### Task to complete
Copy each line where the word "that" occurs.

### Records shown
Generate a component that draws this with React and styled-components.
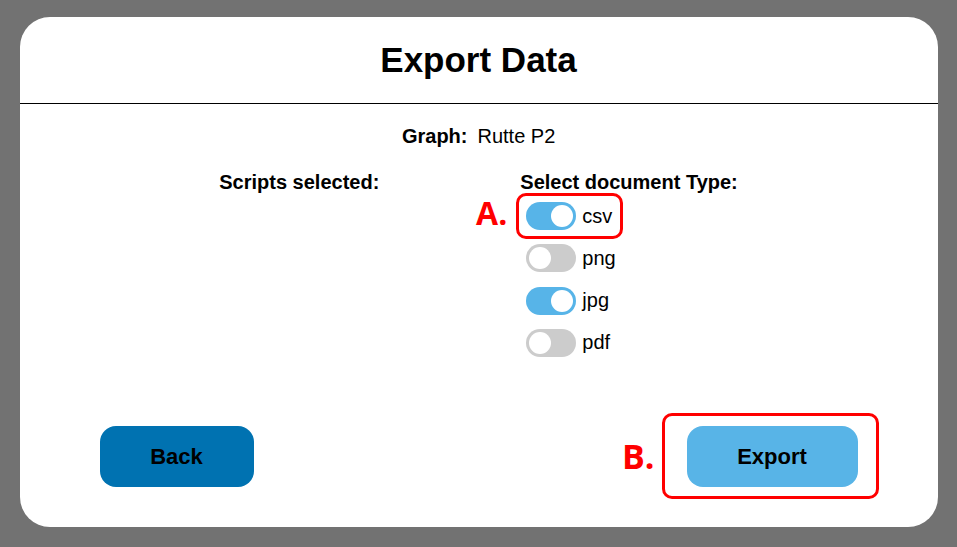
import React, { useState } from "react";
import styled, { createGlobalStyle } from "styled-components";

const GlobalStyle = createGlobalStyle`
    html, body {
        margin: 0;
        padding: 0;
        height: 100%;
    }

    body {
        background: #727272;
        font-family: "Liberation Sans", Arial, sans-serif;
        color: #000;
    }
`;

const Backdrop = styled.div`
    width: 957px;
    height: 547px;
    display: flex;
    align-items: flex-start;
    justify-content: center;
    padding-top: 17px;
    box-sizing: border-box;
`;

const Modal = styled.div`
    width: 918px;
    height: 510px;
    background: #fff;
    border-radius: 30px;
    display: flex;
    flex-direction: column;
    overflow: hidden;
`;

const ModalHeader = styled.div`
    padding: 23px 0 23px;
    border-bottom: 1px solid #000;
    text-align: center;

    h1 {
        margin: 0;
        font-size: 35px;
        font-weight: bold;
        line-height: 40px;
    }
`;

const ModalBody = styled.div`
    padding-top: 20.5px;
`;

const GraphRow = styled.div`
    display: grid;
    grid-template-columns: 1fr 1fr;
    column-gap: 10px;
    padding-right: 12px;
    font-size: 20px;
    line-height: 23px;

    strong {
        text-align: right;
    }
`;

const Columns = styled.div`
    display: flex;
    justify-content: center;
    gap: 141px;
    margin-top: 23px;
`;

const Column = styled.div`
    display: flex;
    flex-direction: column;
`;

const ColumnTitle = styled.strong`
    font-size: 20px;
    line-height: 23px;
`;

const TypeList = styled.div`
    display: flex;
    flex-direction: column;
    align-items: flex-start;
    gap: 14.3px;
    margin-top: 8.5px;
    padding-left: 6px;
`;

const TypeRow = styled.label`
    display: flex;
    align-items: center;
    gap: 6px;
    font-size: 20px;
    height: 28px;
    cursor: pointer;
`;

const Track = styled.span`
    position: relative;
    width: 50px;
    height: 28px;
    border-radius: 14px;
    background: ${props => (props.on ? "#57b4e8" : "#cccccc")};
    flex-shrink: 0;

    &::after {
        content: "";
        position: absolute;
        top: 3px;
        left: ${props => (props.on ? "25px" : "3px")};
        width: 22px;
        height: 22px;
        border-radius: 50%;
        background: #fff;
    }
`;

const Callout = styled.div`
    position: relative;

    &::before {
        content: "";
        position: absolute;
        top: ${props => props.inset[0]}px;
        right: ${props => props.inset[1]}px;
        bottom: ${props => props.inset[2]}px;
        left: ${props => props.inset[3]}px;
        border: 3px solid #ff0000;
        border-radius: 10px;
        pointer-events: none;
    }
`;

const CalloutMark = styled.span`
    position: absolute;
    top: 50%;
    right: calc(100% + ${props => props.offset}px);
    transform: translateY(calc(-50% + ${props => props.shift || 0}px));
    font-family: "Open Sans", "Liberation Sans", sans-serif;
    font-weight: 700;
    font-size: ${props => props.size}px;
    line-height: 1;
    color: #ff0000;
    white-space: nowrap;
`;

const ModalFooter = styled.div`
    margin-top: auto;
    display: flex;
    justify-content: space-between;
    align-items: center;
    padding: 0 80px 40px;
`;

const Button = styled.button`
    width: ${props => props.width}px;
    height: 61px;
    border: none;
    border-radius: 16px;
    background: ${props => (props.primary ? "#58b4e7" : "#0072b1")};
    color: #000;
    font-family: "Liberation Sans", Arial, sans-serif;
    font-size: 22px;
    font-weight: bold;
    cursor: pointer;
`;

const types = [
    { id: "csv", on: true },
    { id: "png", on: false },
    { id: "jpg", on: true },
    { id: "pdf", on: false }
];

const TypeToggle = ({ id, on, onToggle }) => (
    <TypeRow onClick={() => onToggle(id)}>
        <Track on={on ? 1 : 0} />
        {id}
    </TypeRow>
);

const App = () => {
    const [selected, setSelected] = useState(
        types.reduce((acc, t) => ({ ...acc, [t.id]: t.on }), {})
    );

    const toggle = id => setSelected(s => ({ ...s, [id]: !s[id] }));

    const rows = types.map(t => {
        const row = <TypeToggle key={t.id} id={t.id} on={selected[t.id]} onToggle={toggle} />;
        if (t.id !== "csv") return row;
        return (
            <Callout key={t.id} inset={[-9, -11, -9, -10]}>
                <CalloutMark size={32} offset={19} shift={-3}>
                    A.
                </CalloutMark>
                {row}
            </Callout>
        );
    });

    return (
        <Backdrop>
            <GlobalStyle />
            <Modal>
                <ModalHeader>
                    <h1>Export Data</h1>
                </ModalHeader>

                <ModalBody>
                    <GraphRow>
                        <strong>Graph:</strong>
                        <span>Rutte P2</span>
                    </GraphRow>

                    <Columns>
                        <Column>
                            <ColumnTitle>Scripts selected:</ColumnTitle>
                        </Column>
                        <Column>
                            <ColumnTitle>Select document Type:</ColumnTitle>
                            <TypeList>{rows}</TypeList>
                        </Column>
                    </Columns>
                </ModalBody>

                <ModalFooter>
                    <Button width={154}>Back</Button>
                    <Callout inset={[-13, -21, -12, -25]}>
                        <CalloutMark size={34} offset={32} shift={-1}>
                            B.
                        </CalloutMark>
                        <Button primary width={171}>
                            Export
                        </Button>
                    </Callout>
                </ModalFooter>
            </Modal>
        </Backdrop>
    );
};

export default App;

...

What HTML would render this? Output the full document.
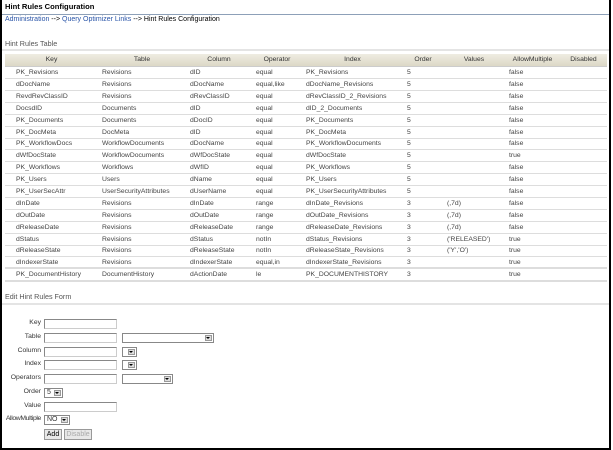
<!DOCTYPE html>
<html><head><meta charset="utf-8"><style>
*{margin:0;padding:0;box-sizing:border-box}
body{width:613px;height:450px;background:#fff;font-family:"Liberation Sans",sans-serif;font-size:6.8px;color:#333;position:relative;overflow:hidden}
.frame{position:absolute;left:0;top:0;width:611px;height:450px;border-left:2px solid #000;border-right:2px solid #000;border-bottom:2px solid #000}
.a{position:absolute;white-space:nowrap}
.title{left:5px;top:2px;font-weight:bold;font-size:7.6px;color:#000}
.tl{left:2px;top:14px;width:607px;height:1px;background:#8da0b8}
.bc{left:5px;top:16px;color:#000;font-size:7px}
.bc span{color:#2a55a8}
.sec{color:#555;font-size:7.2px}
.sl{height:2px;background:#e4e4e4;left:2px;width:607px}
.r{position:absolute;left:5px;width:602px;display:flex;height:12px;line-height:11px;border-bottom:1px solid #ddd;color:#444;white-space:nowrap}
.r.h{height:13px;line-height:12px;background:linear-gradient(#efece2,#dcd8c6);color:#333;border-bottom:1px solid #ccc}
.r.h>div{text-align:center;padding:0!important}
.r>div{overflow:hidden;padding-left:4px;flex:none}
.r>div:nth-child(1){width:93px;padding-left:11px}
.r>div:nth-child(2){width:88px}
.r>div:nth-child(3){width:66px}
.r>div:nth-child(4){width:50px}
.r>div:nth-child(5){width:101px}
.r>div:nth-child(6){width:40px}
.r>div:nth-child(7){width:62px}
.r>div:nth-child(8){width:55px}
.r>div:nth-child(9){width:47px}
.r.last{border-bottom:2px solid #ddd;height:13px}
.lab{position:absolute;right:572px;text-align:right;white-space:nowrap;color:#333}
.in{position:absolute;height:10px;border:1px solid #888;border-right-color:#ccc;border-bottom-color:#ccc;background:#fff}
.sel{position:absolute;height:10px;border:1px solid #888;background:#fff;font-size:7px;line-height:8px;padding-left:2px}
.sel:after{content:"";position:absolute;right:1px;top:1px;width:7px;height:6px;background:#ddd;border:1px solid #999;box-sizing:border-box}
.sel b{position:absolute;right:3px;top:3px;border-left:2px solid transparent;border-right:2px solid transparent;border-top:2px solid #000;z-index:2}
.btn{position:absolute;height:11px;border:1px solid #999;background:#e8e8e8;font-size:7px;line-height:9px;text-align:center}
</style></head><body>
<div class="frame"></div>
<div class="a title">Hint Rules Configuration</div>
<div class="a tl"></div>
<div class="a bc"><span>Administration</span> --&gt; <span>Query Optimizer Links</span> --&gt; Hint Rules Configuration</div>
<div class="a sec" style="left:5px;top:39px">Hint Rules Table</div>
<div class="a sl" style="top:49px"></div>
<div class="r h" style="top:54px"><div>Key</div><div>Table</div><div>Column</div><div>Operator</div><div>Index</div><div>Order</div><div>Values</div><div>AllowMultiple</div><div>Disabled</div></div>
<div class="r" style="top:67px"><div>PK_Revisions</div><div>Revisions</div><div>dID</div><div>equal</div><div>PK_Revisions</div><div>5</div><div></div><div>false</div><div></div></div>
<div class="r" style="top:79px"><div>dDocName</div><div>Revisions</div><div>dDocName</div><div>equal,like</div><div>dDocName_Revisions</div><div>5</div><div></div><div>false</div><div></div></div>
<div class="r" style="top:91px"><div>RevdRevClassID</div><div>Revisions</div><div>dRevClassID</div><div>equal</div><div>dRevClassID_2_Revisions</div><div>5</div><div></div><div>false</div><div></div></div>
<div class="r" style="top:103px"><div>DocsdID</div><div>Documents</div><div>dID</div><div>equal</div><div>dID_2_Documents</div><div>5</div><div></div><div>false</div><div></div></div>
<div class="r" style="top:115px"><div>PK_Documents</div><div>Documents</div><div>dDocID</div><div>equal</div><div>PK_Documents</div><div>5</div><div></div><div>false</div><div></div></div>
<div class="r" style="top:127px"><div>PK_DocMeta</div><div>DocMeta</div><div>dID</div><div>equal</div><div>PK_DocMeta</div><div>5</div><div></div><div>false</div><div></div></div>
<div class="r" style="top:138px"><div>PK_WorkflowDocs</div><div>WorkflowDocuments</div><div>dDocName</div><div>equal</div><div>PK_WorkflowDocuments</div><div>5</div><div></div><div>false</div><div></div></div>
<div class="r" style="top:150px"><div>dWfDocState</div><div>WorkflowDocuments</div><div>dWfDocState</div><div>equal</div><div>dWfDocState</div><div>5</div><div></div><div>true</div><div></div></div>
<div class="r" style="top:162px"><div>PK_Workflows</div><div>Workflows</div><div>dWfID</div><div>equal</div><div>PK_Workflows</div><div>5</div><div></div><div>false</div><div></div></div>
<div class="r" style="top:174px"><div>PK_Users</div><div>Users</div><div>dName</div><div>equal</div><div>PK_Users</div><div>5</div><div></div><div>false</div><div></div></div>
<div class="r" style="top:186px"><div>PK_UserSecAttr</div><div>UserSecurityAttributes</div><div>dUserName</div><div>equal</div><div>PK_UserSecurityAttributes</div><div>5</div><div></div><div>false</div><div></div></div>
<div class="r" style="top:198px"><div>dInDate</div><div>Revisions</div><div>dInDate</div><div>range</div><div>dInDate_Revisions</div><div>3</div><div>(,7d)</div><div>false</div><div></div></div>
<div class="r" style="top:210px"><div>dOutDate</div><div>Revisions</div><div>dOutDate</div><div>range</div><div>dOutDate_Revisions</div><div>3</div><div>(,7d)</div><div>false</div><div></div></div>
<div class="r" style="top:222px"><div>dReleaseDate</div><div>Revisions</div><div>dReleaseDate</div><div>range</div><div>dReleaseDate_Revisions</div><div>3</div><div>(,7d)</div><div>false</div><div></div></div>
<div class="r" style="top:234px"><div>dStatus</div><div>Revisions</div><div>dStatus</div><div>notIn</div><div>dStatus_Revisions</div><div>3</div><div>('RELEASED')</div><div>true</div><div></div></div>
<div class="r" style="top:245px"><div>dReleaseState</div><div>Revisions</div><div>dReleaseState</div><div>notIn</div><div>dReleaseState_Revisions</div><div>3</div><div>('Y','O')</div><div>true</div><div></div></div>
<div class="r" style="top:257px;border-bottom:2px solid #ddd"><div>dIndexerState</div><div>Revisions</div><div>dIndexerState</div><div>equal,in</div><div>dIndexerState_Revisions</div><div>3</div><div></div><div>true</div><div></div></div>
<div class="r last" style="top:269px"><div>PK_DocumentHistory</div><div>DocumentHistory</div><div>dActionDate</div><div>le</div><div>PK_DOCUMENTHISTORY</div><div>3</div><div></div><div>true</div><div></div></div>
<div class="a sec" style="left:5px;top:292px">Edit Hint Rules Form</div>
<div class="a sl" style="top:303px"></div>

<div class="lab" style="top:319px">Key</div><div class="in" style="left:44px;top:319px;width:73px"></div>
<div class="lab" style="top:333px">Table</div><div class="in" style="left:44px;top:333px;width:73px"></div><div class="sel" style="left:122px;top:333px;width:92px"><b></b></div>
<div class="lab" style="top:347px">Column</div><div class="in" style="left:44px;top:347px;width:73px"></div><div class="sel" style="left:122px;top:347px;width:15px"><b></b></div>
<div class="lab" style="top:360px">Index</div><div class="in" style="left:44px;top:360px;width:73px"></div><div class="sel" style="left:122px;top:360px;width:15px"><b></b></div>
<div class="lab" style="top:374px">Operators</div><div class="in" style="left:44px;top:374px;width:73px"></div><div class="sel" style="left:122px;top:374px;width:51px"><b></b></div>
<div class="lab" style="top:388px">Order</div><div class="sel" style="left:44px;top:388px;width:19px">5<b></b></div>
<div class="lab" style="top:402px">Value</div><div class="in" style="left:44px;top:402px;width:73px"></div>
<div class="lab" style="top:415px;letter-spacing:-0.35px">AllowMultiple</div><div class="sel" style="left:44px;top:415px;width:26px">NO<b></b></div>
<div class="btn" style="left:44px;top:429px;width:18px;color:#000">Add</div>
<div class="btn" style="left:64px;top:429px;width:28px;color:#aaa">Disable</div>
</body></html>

---

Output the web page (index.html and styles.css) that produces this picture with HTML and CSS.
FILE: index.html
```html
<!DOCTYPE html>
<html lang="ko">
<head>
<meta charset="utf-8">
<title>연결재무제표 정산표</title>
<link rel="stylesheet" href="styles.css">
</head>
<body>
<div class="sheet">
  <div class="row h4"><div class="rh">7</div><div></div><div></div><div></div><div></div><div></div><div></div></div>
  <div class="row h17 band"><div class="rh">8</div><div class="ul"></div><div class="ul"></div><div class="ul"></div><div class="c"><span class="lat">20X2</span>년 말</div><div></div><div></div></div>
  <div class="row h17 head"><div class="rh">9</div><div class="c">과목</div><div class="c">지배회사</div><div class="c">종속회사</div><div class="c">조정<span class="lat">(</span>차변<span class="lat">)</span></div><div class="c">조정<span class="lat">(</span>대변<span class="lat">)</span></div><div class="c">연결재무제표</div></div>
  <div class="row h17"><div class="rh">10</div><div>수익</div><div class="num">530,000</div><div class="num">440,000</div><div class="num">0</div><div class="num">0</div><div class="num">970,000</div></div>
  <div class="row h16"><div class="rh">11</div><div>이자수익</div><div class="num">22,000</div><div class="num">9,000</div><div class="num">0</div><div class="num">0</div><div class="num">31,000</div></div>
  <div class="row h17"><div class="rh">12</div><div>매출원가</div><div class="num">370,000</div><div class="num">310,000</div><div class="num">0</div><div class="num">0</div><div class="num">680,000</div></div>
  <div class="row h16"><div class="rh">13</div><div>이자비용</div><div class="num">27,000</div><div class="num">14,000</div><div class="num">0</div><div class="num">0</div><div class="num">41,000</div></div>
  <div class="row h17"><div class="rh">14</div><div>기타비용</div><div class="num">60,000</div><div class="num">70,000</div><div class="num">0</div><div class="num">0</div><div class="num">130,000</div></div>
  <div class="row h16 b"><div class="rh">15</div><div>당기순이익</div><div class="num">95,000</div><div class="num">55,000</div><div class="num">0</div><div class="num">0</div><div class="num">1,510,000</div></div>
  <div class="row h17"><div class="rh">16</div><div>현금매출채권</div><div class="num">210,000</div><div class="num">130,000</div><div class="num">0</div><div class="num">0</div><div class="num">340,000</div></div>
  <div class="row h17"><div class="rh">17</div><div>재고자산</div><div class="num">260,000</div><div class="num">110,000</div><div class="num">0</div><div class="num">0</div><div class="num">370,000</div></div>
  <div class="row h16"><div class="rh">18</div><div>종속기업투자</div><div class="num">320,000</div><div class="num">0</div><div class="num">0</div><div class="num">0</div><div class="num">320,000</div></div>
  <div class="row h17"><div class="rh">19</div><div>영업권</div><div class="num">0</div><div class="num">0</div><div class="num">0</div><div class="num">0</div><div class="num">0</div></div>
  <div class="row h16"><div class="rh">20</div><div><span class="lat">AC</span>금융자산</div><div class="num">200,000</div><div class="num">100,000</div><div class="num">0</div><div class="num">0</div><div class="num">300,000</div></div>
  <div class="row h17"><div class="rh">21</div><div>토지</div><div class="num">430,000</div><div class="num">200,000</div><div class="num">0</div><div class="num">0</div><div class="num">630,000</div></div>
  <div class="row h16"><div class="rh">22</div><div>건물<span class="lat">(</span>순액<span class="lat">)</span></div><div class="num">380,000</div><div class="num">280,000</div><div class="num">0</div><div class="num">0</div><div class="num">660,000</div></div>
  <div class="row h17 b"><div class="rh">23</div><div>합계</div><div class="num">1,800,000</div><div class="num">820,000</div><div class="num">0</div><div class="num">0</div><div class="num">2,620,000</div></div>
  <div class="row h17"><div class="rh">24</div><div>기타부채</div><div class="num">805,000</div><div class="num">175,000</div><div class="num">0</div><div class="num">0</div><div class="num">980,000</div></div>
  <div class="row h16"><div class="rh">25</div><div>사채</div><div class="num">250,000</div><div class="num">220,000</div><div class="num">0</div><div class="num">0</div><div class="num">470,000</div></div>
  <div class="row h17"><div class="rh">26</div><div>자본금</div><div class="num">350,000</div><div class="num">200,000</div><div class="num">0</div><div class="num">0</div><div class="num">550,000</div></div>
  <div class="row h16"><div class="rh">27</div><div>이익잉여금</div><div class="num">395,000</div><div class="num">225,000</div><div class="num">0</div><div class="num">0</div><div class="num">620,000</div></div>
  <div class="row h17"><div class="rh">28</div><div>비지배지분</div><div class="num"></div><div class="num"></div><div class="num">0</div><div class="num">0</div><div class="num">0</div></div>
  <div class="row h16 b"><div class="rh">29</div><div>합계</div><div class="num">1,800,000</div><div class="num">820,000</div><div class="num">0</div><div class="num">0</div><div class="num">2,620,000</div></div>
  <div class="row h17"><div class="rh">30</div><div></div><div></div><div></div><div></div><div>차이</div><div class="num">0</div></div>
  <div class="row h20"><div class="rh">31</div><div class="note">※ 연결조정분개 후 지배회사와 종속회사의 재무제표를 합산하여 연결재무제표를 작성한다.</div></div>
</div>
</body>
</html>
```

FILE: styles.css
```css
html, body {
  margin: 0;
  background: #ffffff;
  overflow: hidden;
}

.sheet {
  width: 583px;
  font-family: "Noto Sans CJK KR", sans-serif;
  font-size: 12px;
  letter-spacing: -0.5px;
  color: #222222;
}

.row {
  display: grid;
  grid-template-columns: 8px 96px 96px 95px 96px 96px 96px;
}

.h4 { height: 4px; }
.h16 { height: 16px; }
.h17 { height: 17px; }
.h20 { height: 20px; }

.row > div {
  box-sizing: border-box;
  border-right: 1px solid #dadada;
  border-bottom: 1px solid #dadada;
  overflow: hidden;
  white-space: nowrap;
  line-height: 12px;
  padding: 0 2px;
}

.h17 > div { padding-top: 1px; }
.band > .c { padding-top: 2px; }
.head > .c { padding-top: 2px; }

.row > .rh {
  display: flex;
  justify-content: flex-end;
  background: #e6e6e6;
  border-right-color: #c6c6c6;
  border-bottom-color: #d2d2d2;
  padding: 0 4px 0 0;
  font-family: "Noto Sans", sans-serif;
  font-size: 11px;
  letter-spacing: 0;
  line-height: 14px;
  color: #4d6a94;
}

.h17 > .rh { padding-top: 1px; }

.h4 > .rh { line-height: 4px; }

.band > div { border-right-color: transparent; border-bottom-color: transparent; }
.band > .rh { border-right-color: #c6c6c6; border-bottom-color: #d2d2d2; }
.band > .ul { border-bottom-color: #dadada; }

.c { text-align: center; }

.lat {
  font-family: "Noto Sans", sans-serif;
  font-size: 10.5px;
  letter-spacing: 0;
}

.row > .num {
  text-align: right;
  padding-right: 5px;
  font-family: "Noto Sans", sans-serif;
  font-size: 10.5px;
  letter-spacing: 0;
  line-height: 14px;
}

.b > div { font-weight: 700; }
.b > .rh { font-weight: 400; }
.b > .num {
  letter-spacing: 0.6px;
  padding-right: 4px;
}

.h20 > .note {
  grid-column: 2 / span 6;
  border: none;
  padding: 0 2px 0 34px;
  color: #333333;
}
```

### Written answer
Generate a component that draws this with React and styled-components.
Output the web page (index.html and styles.css) that produces this picture with HTML and CSS.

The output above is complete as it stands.